DIRECTIONS FOR THIS TASK >>
Do not copy the pictures; transcribe all other material exactly.

DATASET EXTRACT >>
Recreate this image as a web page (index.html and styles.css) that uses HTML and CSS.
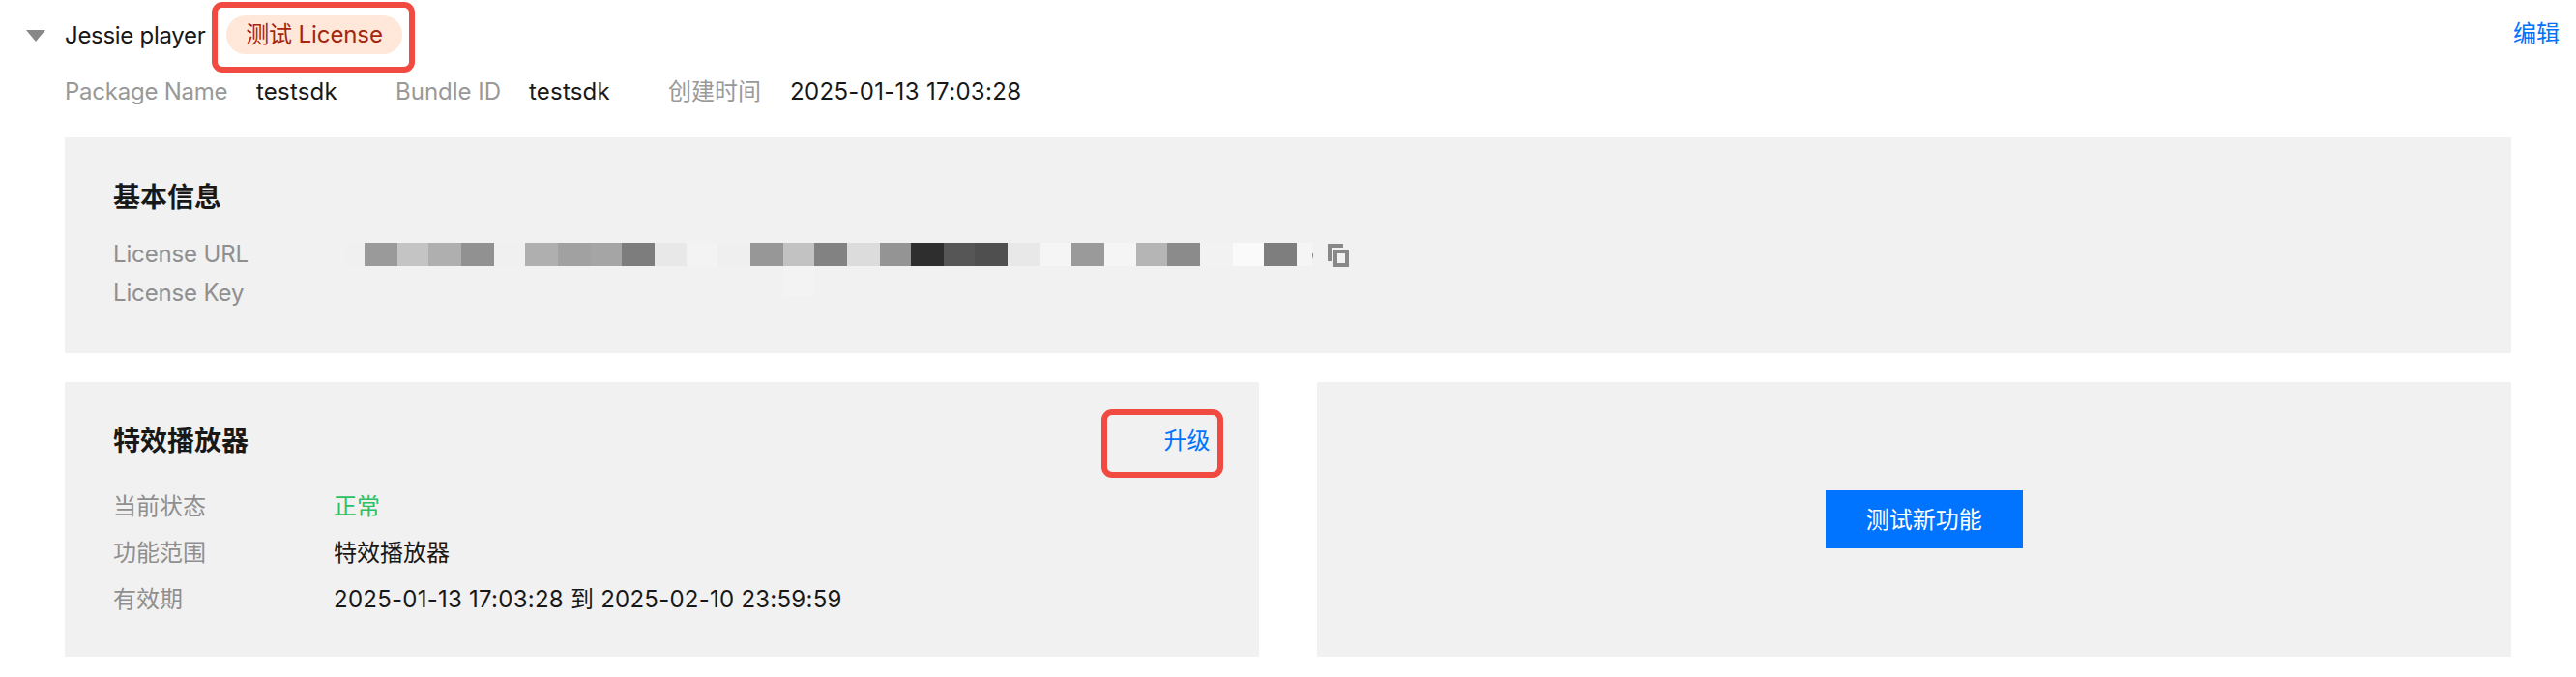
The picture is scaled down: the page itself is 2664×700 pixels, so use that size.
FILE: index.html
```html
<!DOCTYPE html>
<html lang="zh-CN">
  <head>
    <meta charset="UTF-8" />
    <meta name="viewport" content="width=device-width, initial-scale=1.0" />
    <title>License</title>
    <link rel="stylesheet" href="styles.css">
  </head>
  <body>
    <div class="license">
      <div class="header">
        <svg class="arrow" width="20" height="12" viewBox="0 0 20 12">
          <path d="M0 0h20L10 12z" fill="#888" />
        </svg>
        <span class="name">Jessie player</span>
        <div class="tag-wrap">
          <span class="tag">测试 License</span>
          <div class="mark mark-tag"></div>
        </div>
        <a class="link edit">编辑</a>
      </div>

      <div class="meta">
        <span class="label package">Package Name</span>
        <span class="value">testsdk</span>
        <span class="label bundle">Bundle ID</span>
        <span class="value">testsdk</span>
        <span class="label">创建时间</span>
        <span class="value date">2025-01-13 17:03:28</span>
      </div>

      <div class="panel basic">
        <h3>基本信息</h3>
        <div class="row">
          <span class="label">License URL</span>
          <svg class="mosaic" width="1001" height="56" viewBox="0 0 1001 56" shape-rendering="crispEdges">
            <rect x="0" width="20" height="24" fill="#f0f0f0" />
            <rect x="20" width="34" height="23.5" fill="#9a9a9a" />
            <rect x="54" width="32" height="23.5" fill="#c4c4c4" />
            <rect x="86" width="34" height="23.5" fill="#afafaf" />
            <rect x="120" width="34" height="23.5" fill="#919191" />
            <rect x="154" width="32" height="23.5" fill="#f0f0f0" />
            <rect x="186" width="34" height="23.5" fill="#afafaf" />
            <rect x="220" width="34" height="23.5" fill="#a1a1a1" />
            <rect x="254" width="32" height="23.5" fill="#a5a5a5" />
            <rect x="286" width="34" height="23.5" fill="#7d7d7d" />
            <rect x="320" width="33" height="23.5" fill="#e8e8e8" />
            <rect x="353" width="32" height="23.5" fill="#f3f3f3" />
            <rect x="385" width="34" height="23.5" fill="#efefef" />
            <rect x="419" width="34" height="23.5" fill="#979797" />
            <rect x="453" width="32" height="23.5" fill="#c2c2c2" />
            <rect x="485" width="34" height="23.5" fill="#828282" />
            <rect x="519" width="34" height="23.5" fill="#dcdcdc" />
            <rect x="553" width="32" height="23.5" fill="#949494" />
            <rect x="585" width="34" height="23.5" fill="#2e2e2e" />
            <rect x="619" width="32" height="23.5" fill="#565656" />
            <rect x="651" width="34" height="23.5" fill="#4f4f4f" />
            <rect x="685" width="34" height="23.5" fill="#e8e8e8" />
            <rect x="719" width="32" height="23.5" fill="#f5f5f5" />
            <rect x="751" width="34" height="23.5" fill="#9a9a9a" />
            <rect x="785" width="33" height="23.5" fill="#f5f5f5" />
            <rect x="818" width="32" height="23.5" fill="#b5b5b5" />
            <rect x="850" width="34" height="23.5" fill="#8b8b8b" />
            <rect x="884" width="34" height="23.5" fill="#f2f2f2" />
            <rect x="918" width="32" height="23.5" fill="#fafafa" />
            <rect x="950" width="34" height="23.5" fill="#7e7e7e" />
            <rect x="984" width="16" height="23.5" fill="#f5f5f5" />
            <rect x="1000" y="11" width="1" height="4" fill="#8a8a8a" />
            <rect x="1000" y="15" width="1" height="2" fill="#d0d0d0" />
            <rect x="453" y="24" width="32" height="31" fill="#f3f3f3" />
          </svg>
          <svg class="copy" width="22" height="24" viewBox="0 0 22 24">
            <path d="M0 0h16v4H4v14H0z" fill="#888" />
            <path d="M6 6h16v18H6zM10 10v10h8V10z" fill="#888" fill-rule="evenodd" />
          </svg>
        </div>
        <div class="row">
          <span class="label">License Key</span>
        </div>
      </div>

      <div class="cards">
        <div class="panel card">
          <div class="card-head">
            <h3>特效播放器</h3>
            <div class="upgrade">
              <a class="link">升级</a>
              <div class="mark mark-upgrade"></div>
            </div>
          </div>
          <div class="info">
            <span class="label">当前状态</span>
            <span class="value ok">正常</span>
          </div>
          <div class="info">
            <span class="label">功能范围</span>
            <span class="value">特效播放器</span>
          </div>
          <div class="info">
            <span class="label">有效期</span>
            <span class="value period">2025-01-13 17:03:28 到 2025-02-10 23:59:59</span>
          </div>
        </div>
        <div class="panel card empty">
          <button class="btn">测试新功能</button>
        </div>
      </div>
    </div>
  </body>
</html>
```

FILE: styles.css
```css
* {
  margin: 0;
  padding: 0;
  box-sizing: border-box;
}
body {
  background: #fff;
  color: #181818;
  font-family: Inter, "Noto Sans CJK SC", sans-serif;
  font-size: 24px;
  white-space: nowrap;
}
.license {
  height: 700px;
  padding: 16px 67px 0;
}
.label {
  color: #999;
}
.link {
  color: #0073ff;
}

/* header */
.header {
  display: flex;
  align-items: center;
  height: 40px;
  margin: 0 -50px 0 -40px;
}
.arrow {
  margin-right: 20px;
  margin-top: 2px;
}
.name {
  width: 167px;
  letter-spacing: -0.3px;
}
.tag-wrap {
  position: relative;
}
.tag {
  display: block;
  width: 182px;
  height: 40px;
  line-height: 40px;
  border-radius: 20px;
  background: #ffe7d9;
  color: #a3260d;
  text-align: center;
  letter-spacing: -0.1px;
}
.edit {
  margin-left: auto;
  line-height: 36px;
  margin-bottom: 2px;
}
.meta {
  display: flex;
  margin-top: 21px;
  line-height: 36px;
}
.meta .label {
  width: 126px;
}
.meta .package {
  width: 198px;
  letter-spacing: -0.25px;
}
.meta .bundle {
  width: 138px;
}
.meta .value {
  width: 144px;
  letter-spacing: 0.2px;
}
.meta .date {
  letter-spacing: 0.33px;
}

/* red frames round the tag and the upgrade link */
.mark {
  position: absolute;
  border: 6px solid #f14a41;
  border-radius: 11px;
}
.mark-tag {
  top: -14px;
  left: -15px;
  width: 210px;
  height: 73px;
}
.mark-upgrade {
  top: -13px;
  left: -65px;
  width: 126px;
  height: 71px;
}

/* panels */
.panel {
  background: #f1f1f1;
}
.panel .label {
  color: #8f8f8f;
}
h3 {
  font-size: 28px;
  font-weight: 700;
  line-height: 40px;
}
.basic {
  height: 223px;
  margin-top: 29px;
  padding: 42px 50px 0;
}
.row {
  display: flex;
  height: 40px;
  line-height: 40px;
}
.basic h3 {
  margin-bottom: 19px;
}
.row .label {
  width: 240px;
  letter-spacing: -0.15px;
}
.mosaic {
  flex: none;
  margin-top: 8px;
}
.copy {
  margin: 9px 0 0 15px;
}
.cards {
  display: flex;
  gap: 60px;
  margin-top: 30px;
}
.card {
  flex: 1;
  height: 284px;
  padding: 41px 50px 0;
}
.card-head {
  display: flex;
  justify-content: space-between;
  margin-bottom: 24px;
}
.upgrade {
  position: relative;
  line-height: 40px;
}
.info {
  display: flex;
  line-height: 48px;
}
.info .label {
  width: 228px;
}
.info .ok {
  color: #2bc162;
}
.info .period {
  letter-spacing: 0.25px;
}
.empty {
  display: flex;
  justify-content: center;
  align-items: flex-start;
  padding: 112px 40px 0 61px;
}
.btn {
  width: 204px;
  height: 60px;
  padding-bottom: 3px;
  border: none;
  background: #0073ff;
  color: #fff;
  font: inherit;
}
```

EXERCISE OUTPUT >>
Recreate this image as a web page (index.html and styles.css) that uses HTML and CSS.
The picture is scaled down: the page itself is 2664×700 pixels, so use that size.
FILE: index.html
```html
<!DOCTYPE html>
<html lang="zh-CN">
  <head>
    <meta charset="UTF-8" />
    <meta name="viewport" content="width=device-width, initial-scale=1.0" />
    <title>License</title>
    <link rel="stylesheet" href="styles.css">
  </head>
  <body>
    <div class="license">
      <div class="header">
        <svg class="arrow" width="20" height="12" viewBox="0 0 20 12">
          <path d="M0 0h20L10 12z" fill="#888" />
        </svg>
        <span class="name">Jessie player</span>
        <div class="tag-wrap">
          <span class="tag">测试 License</span>
          <div class="mark mark-tag"></div>
        </div>
        <a class="link edit">编辑</a>
      </div>

      <div class="meta">
        <span class="label package">Package Name</span>
        <span class="value">testsdk</span>
        <span class="label bundle">Bundle ID</span>
        <span class="value">testsdk</span>
        <span class="label">创建时间</span>
        <span class="value date">2025-01-13 17:03:28</span>
      </div>

      <div class="panel basic">
        <h3>基本信息</h3>
        <div class="row">
          <span class="label">License URL</span>
          <svg class="mosaic" width="1001" height="56" viewBox="0 0 1001 56" shape-rendering="crispEdges">
            <rect x="0" width="20" height="24" fill="#f0f0f0" />
            <rect x="20" width="34" height="23.5" fill="#9a9a9a" />
            <rect x="54" width="32" height="23.5" fill="#c4c4c4" />
            <rect x="86" width="34" height="23.5" fill="#afafaf" />
            <rect x="120" width="34" height="23.5" fill="#919191" />
            <rect x="154" width="32" height="23.5" fill="#f0f0f0" />
            <rect x="186" width="34" height="23.5" fill="#afafaf" />
            <rect x="220" width="34" height="23.5" fill="#a1a1a1" />
            <rect x="254" width="32" height="23.5" fill="#a5a5a5" />
            <rect x="286" width="34" height="23.5" fill="#7d7d7d" />
            <rect x="320" width="33" height="23.5" fill="#e8e8e8" />
            <rect x="353" width="32" height="23.5" fill="#f3f3f3" />
            <rect x="385" width="34" height="23.5" fill="#efefef" />
            <rect x="419" width="34" height="23.5" fill="#979797" />
            <rect x="453" width="32" height="23.5" fill="#c2c2c2" />
            <rect x="485" width="34" height="23.5" fill="#828282" />
            <rect x="519" width="34" height="23.5" fill="#dcdcdc" />
            <rect x="553" width="32" height="23.5" fill="#949494" />
            <rect x="585" width="34" height="23.5" fill="#2e2e2e" />
            <rect x="619" width="32" height="23.5" fill="#565656" />
            <rect x="651" width="34" height="23.5" fill="#4f4f4f" />
            <rect x="685" width="34" height="23.5" fill="#e8e8e8" />
            <rect x="719" width="32" height="23.5" fill="#f5f5f5" />
            <rect x="751" width="34" height="23.5" fill="#9a9a9a" />
            <rect x="785" width="33" height="23.5" fill="#f5f5f5" />
            <rect x="818" width="32" height="23.5" fill="#b5b5b5" />
            <rect x="850" width="34" height="23.5" fill="#8b8b8b" />
            <rect x="884" width="34" height="23.5" fill="#f2f2f2" />
            <rect x="918" width="32" height="23.5" fill="#fafafa" />
            <rect x="950" width="34" height="23.5" fill="#7e7e7e" />
            <rect x="984" width="16" height="23.5" fill="#f5f5f5" />
            <rect x="1000" y="11" width="1" height="4" fill="#8a8a8a" />
            <rect x="1000" y="15" width="1" height="2" fill="#d0d0d0" />
            <rect x="453" y="24" width="32" height="31" fill="#f3f3f3" />
          </svg>
          <svg class="copy" width="22" height="24" viewBox="0 0 22 24">
            <path d="M0 0h16v4H4v14H0z" fill="#888" />
            <path d="M6 6h16v18H6zM10 10v10h8V10z" fill="#888" fill-rule="evenodd" />
          </svg>
        </div>
        <div class="row">
          <span class="label">License Key</span>
        </div>
      </div>

      <div class="cards">
        <div class="panel card">
          <div class="card-head">
            <h3>特效播放器</h3>
            <div class="upgrade">
              <a class="link">升级</a>
              <div class="mark mark-upgrade"></div>
            </div>
          </div>
          <div class="info">
            <span class="label">当前状态</span>
            <span class="value ok">正常</span>
          </div>
          <div class="info">
            <span class="label">功能范围</span>
            <span class="value">特效播放器</span>
          </div>
          <div class="info">
            <span class="label">有效期</span>
            <span class="value period">2025-01-13 17:03:28 到 2025-02-10 23:59:59</span>
          </div>
        </div>
        <div class="panel card empty">
          <button class="btn">测试新功能</button>
        </div>
      </div>
    </div>
  </body>
</html>
```

FILE: styles.css
```css
* {
  margin: 0;
  padding: 0;
  box-sizing: border-box;
}
body {
  background: #fff;
  color: #181818;
  font-family: Inter, "Noto Sans CJK SC", sans-serif;
  font-size: 24px;
  white-space: nowrap;
}
.license {
  height: 700px;
  padding: 16px 67px 0;
}
.label {
  color: #999;
}
.link {
  color: #0073ff;
}

/* header */
.header {
  display: flex;
  align-items: center;
  height: 40px;
  margin: 0 -50px 0 -40px;
}
.arrow {
  margin-right: 20px;
  margin-top: 2px;
}
.name {
  width: 167px;
  letter-spacing: -0.3px;
}
.tag-wrap {
  position: relative;
}
.tag {
  display: block;
  width: 182px;
  height: 40px;
  line-height: 40px;
  border-radius: 20px;
  background: #ffe7d9;
  color: #a3260d;
  text-align: center;
  letter-spacing: -0.1px;
}
.edit {
  margin-left: auto;
  line-height: 36px;
  margin-bottom: 2px;
}
.meta {
  display: flex;
  margin-top: 21px;
  line-height: 36px;
}
.meta .label {
  width: 126px;
}
.meta .package {
  width: 198px;
  letter-spacing: -0.25px;
}
.meta .bundle {
  width: 138px;
}
.meta .value {
  width: 144px;
  letter-spacing: 0.2px;
}
.meta .date {
  letter-spacing: 0.33px;
}

/* red frames round the tag and the upgrade link */
.mark {
  position: absolute;
  border: 6px solid #f14a41;
  border-radius: 11px;
}
.mark-tag {
  top: -14px;
  left: -15px;
  width: 210px;
  height: 73px;
}
.mark-upgrade {
  top: -13px;
  left: -65px;
  width: 126px;
  height: 71px;
}

/* panels */
.panel {
  background: #f1f1f1;
}
.panel .label {
  color: #8f8f8f;
}
h3 {
  font-size: 28px;
  font-weight: 700;
  line-height: 40px;
}
.basic {
  height: 223px;
  margin-top: 29px;
  padding: 42px 50px 0;
}
.row {
  display: flex;
  height: 40px;
  line-height: 40px;
}
.basic h3 {
  margin-bottom: 19px;
}
.row .label {
  width: 240px;
  letter-spacing: -0.15px;
}
.mosaic {
  flex: none;
  margin-top: 8px;
}
.copy {
  margin: 9px 0 0 15px;
}
.cards {
  display: flex;
  gap: 60px;
  margin-top: 30px;
}
.card {
  flex: 1;
  height: 284px;
  padding: 41px 50px 0;
}
.card-head {
  display: flex;
  justify-content: space-between;
  margin-bottom: 24px;
}
.upgrade {
  position: relative;
  line-height: 40px;
}
.info {
  display: flex;
  line-height: 48px;
}
.info .label {
  width: 228px;
}
.info .ok {
  color: #2bc162;
}
.info .period {
  letter-spacing: 0.25px;
}
.empty {
  display: flex;
  justify-content: center;
  align-items: flex-start;
  padding: 112px 40px 0 61px;
}
.btn {
  width: 204px;
  height: 60px;
  padding-bottom: 3px;
  border: none;
  background: #0073ff;
  color: #fff;
  font: inherit;
}
```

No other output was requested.